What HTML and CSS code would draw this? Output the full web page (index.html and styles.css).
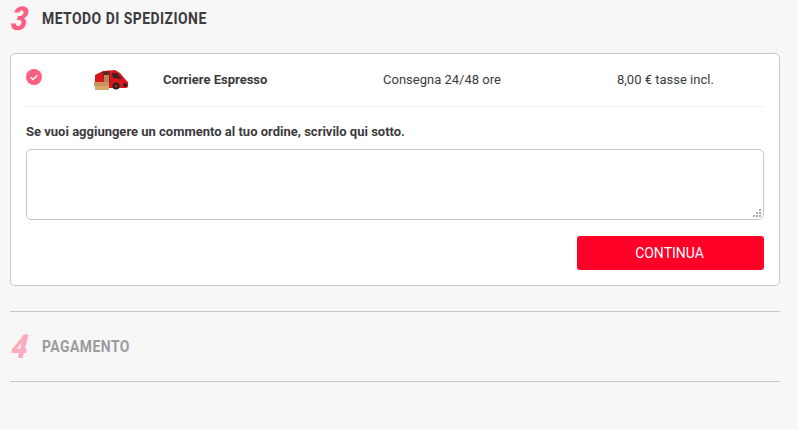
FILE: index.html
```html
<!DOCTYPE html>
<html lang="it">
  <head>
    <meta charset="UTF-8" />
    <title>Checkout</title>
    <link rel="stylesheet" href="styles.css">
  </head>
  <body>
    <div class="checkout">
      <div class="step-title">
        <span class="step-num">3</span>
        <h2>METODO DI SPEDIZIONE</h2>
      </div>

      <div class="card">
        <div class="carrier">
          <span class="check">
            <svg width="18" height="18" viewBox="0 0 18 18">
              <circle cx="8" cy="8" r="8" fill="#fb5f82" />
              <path d="M4.6 8.3 L7 10.5 L11.4 6.2" fill="none" stroke="#fff" stroke-width="1.5" />
            </svg>
          </span>
          <span class="van">
            <svg width="36" height="22" viewBox="0 0 36 22">
              <path d="M2 6 L10 2 L22 1 L27 4 L32 10 L35 13 L35 18 L33 19 L10 19 L2 15 Z" fill="#d9161c" />
              <path d="M19 4 L24 4 L29 10 L20 9 Z" fill="#3d2226" />
              <path d="M10 3 L16 2 L17 13 L11 13 Z" fill="#4a2e22" />
              <rect x="11" y="6" width="5" height="7" fill="#b98850" />
              <rect x="1" y="13" width="15" height="4" fill="#c9955c" />
              <rect x="2" y="17" width="14" height="4" fill="#d8a76e" />
              <circle cx="23" cy="17" r="3.5" fill="#2a2222" />
              <circle cx="23" cy="17" r="1.3" fill="#a33" />
              <circle cx="32" cy="16" r="2" fill="#2a2222" />
            </svg>
          </span>
          <span class="carrier-name">Corriere Espresso</span>
          <span class="carrier-time">Consegna 24/48 ore</span>
          <span class="carrier-price">8,00 € tasse incl.</span>
        </div>

        <label class="comment-label" for="comment">Se vuoi aggiungere un commento al tuo ordine, scrivilo qui sotto.</label>
        <div class="comment-box">
          <textarea id="comment" class="comment"></textarea>
          <svg class="grip" width="9" height="9" viewBox="0 0 9 9">
            <path d="M6 0h2v2H6zM3 3h2v2H3zM6 3h2v2H6zM0 6h2v2H0zM3 6h2v2H3zM6 6h2v2H6z" fill="#a8a8a8" />
          </svg>
        </div>

        <div class="actions">
          <button type="button">CONTINUA</button>
        </div>
      </div>

      <div class="step-next">
        <div class="step-title">
          <span class="step-num">4</span>
          <h2>PAGAMENTO</h2>
        </div>
      </div>
    </div>
  </body>
</html>
```

FILE: styles.css
```css
* {
  margin: 0;
  padding: 0;
  box-sizing: border-box;
}

body {
  background-color: #f7f7f7;
  font-family: "Roboto", sans-serif;
  color: #3b3b3d;
  font-size: 13px;
  overflow: hidden;
}

.checkout {
  width: 770px;
  margin-left: 10px;
}

.step-title {
  display: flex;
  align-items: center;
  height: 36px;
}

.step-num {
  width: 32px;
  padding-left: 2px;
  font-size: 33px;
  font-weight: 900;
  font-style: italic;
  color: #fb5f82;
  transform: scaleX(0.88) skewX(-7deg);
  transform-origin: left center;
}

.step-title h2 {
  font-size: 16px;
  font-weight: 700;
  letter-spacing: 0.55px;
  transform: scaleX(0.87);
  transform-origin: left center;
  white-space: nowrap;
}

.card {
  margin-top: 17px;
  height: 233px;
  background: #fff;
  border: 1px solid #c8c8c8;
  border-radius: 5px;
  padding: 0 15px;
}

.carrier {
  display: flex;
  align-items: center;
  height: 53px;
  padding-bottom: 2px;
  border-bottom: 1px solid #efefef;
}

.check {
  display: flex;
  width: 67px;
  margin-top: -3px;
}

.van {
  display: flex;
  width: 70px;
  margin-top: 1px;
}

.carrier-name {
  width: 220px;
  font-weight: 700;
}

.carrier-time {
  width: 234px;
}

.comment-label {
  display: block;
  margin-top: 16px;
  font-weight: 700;
  line-height: 17px;
}

.comment-box {
  position: relative;
  margin-top: 9px;
}

.comment {
  display: block;
  width: 100%;
  height: 71px;
  background: #fff;
  border: 1px solid #c8c8c8;
  border-radius: 5px;
  resize: none;
}

.grip {
  position: absolute;
  right: 2px;
  bottom: 2px;
}

.actions {
  display: flex;
  justify-content: flex-end;
  margin-top: 16px;
}

button {
  width: 187px;
  height: 34px;
  padding-right: 2px;
  background-color: #ff0027;
  border: none;
  border-radius: 3px;
  color: #fff;
  font-family: "Roboto", sans-serif;
  font-size: 14px;
}

.step-next {
  margin-top: 25px;
  height: 71px;
  border-top: 1px solid #c8c8c8;
  border-bottom: 1px solid #c8c8c8;
  padding-top: 16px;
}

.step-next .step-num {
  color: #fcaabd;
}

.step-next h2 {
  color: #9c9c9e;
}
```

____________________

Required work >> Transcribe the listing in full and omit the pictures.

Completed task >>
What HTML and CSS code would draw this? Output the full web page (index.html and styles.css).
FILE: index.html
```html
<!DOCTYPE html>
<html lang="it">
  <head>
    <meta charset="UTF-8" />
    <title>Checkout</title>
    <link rel="stylesheet" href="styles.css">
  </head>
  <body>
    <div class="checkout">
      <div class="step-title">
        <span class="step-num">3</span>
        <h2>METODO DI SPEDIZIONE</h2>
      </div>

      <div class="card">
        <div class="carrier">
          <span class="check">
            <svg width="18" height="18" viewBox="0 0 18 18">
              <circle cx="8" cy="8" r="8" fill="#fb5f82" />
              <path d="M4.6 8.3 L7 10.5 L11.4 6.2" fill="none" stroke="#fff" stroke-width="1.5" />
            </svg>
          </span>
          <span class="van">
            <svg width="36" height="22" viewBox="0 0 36 22">
              <path d="M2 6 L10 2 L22 1 L27 4 L32 10 L35 13 L35 18 L33 19 L10 19 L2 15 Z" fill="#d9161c" />
              <path d="M19 4 L24 4 L29 10 L20 9 Z" fill="#3d2226" />
              <path d="M10 3 L16 2 L17 13 L11 13 Z" fill="#4a2e22" />
              <rect x="11" y="6" width="5" height="7" fill="#b98850" />
              <rect x="1" y="13" width="15" height="4" fill="#c9955c" />
              <rect x="2" y="17" width="14" height="4" fill="#d8a76e" />
              <circle cx="23" cy="17" r="3.5" fill="#2a2222" />
              <circle cx="23" cy="17" r="1.3" fill="#a33" />
              <circle cx="32" cy="16" r="2" fill="#2a2222" />
            </svg>
          </span>
          <span class="carrier-name">Corriere Espresso</span>
          <span class="carrier-time">Consegna 24/48 ore</span>
          <span class="carrier-price">8,00 € tasse incl.</span>
        </div>

        <label class="comment-label" for="comment">Se vuoi aggiungere un commento al tuo ordine, scrivilo qui sotto.</label>
        <div class="comment-box">
          <textarea id="comment" class="comment"></textarea>
          <svg class="grip" width="9" height="9" viewBox="0 0 9 9">
            <path d="M6 0h2v2H6zM3 3h2v2H3zM6 3h2v2H6zM0 6h2v2H0zM3 6h2v2H3zM6 6h2v2H6z" fill="#a8a8a8" />
          </svg>
        </div>

        <div class="actions">
          <button type="button">CONTINUA</button>
        </div>
      </div>

      <div class="step-next">
        <div class="step-title">
          <span class="step-num">4</span>
          <h2>PAGAMENTO</h2>
        </div>
      </div>
    </div>
  </body>
</html>
```

FILE: styles.css
```css
* {
  margin: 0;
  padding: 0;
  box-sizing: border-box;
}

body {
  background-color: #f7f7f7;
  font-family: "Roboto", sans-serif;
  color: #3b3b3d;
  font-size: 13px;
  overflow: hidden;
}

.checkout {
  width: 770px;
  margin-left: 10px;
}

.step-title {
  display: flex;
  align-items: center;
  height: 36px;
}

.step-num {
  width: 32px;
  padding-left: 2px;
  font-size: 33px;
  font-weight: 900;
  font-style: italic;
  color: #fb5f82;
  transform: scaleX(0.88) skewX(-7deg);
  transform-origin: left center;
}

.step-title h2 {
  font-size: 16px;
  font-weight: 700;
  letter-spacing: 0.55px;
  transform: scaleX(0.87);
  transform-origin: left center;
  white-space: nowrap;
}

.card {
  margin-top: 17px;
  height: 233px;
  background: #fff;
  border: 1px solid #c8c8c8;
  border-radius: 5px;
  padding: 0 15px;
}

.carrier {
  display: flex;
  align-items: center;
  height: 53px;
  padding-bottom: 2px;
  border-bottom: 1px solid #efefef;
}

.check {
  display: flex;
  width: 67px;
  margin-top: -3px;
}

.van {
  display: flex;
  width: 70px;
  margin-top: 1px;
}

.carrier-name {
  width: 220px;
  font-weight: 700;
}

.carrier-time {
  width: 234px;
}

.comment-label {
  display: block;
  margin-top: 16px;
  font-weight: 700;
  line-height: 17px;
}

.comment-box {
  position: relative;
  margin-top: 9px;
}

.comment {
  display: block;
  width: 100%;
  height: 71px;
  background: #fff;
  border: 1px solid #c8c8c8;
  border-radius: 5px;
  resize: none;
}

.grip {
  position: absolute;
  right: 2px;
  bottom: 2px;
}

.actions {
  display: flex;
  justify-content: flex-end;
  margin-top: 16px;
}

button {
  width: 187px;
  height: 34px;
  padding-right: 2px;
  background-color: #ff0027;
  border: none;
  border-radius: 3px;
  color: #fff;
  font-family: "Roboto", sans-serif;
  font-size: 14px;
}

.step-next {
  margin-top: 25px;
  height: 71px;
  border-top: 1px solid #c8c8c8;
  border-bottom: 1px solid #c8c8c8;
  padding-top: 16px;
}

.step-next .step-num {
  color: #fcaabd;
}

.step-next h2 {
  color: #9c9c9e;
}
```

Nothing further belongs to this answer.